Saturday, December 27, 2008

UNTITLED

On Christmas Eve, the whole family feasted on food that could last us for a week and handed out gifts wrapped in pretty gift wrapping paper. There were no carolers outside, considering it was 12 midnight but we could hear the children lining up.

Christmas in Mauban will always and forever be FUN, plus some other MIXED EMOTIONS to complete the baggage. Since 1988, the Lim family has been giving a one-time dole outs to people who are not so blessed in life. An apple, an ABL shipping shirt, and money (they started with P10 in 1988 and escalated—a new word in my vocab, I intend to use this in everyday conversations, get ready IPE!—to P50 this year). Almost 2,600 people—children, grandparents, and parents, lined up outside our house this year for toys, old clothes and toys, an apple, P50, an ABL (credit: Albert B. Lim, my Kong-kong) shipping or a Skippy shirt for the little ones, which is truly bongga (the Skippy shirts, I mean)! Kidding aside, these kids will work their way through the crowd, fight danger even—climbing up the pointed rails of our home in sheer desperation just to get what, fifty-bucks. While I was busy, giving plastics to the kids whose smell I wouldn’t usually let pass (thanks to my colds, I got absolved from it, but that’s not my point), it got me thinking how much pride parents, especially fathers would have to put down while watching their hopeful children accept these things, when in truth, (or just what I know of) they should be the one providing these things.
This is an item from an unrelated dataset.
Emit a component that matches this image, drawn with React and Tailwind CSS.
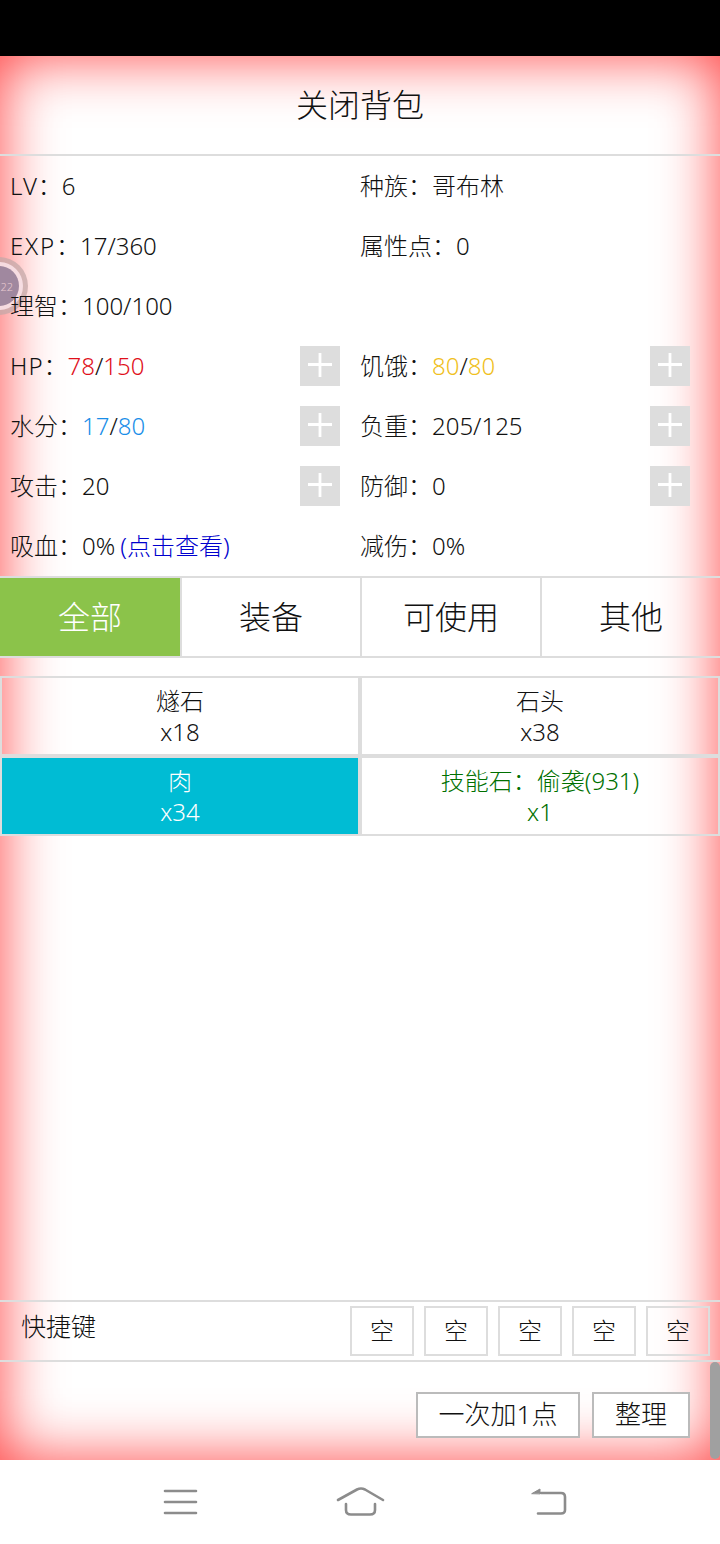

I mean, in the world that I know, or choose to know, these are just things that are handed to us, these things are complained about, “just 50 pesos? Anong bibilin ko, candy?” or “ayoko yan, hindi branded!”

Reality bites. Hard. And as much of a cliché the saying is, it is true. Go to Mauban on holidays. Hear the children cry in agony because others are stepping on their feet. See the grandparents faint because of the stampede that the children caused.

The gates do not open until 8:00 am.